Bodrick, who was raised in Atlanta, said he grew up knowing that he and King shared common threads in their lives.
“I'm from the same city, born and raised, from the same community, from the same tradition. Both of us were PKs, preacher's kids,” he said. “That was a part of my upbringing.”
He grew up going to the King Center in Atlanta, which houses King’s archives and sermons. It was common, he said, for him to listen to those sermons and analyze his work.
“When you look at King as a preacher, he was a technician,” Bodrick said. “King was very well-read, which is something that I think allowed him to have such a broad impact, and be able to engage audiences even that differed or disagreed with him. But he had his own cadence. He had his own voice. And I think of the best of the tradition, he was able to speak to the depths of who we were as a people and speak honestly about that, but also be able to speak to a nation who needed to hear from the Black church tradition.”
The need for that persists, Bodrick said.

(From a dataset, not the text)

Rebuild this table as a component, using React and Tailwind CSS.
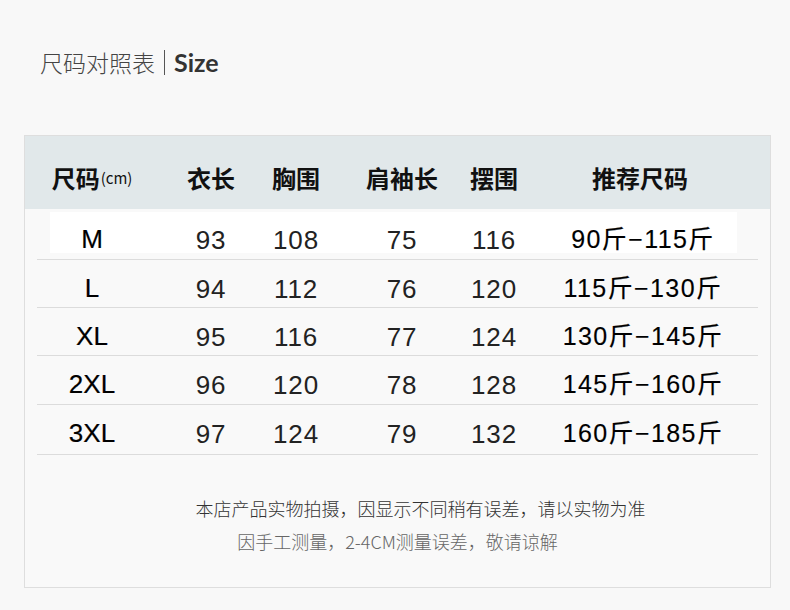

“That, for me, is still what's necessary in our country today,” he said. “That's what undergirds me. I think that willingness to still speak truth to power and to know that out of the womb of the Black church, there is a word for this nation: Daring to dream and utilizing the pulpit for healing and the healing of this nation.”
Bodrick and Brown both said they strive to bring King’s ideals of community and service into their church today. They spoke of working to feed people in the early days of the COVID-19 pandemic and lockdowns, when many suddenly lost their jobs; of addressing housing insecurity with church funds; of advocating for social issues, such as police accountability; of teaming up with Boston Medical Center and turning the church’s Hester Hall into a vaccine clinic once COVID-19 shots became available.
“One of the things that Dr. King was always fighting for was the most vulnerable, utilizing his Christian faith to make real the opportunity, the access, the justice that was necessary, which is deep to all of us in this community,” Bodrick said.
The Embrace is on the Boston Common, about 2 miles from Twelfth Baptist Church on Warren Street in Roxbury. It’s near a spot where King spoke after a 1965 march from Roxbury to the Boston Common, but far — in terms of physical distance and disparities — from where he spent much of his time in Boston.
“It's important for The Embrace memorial to be where it is,” Brown said. “Boston Common is the oldest park in the United States, and for many, many years it was a symbol of the rise of the United States of America. And oddly enough, all the memorials embraced white America. Even the Massachusetts 54th Memorial is really a memorial of Robert Gould Shaw, and the Black soldiers are just the background. But now we have a memorial that is being placed in the Common that is more reflective of what we see in this city.”
“I'm really excited about the fact that there is some symbolic progress that's being made,” Brown added. “But if it's just symbols, then it really defeats the purpose of what King was really all about.”
Bodrick noted that King was assassinated “in an unfavorable time.”
“He's not loved by America because he's speaking out against the war and he's fighting for poor folk,” Bodrick said. “And so I think for us, we must make real The Embrace. Not just to be a symbol hearkening back to something that was and to a dream that was, but how do we make real what can happen right now in this city? Recognizing that the dollars of tourism need to flow into Roxbury, making sure that from Warren Street, from Washington Street, from MLK Boulevard, past Melnea Cass, all the way down into The Common, that there is the same prosperity and opportunity for every family, for every child, and for every community in the city of Boston.”
“Symbols,” Bodrick said, “only have meaning to those who use them to spur, hopefully, development and ideas that address the ills of the people.”
GBH News Reporter Mark Herz contributed to this story.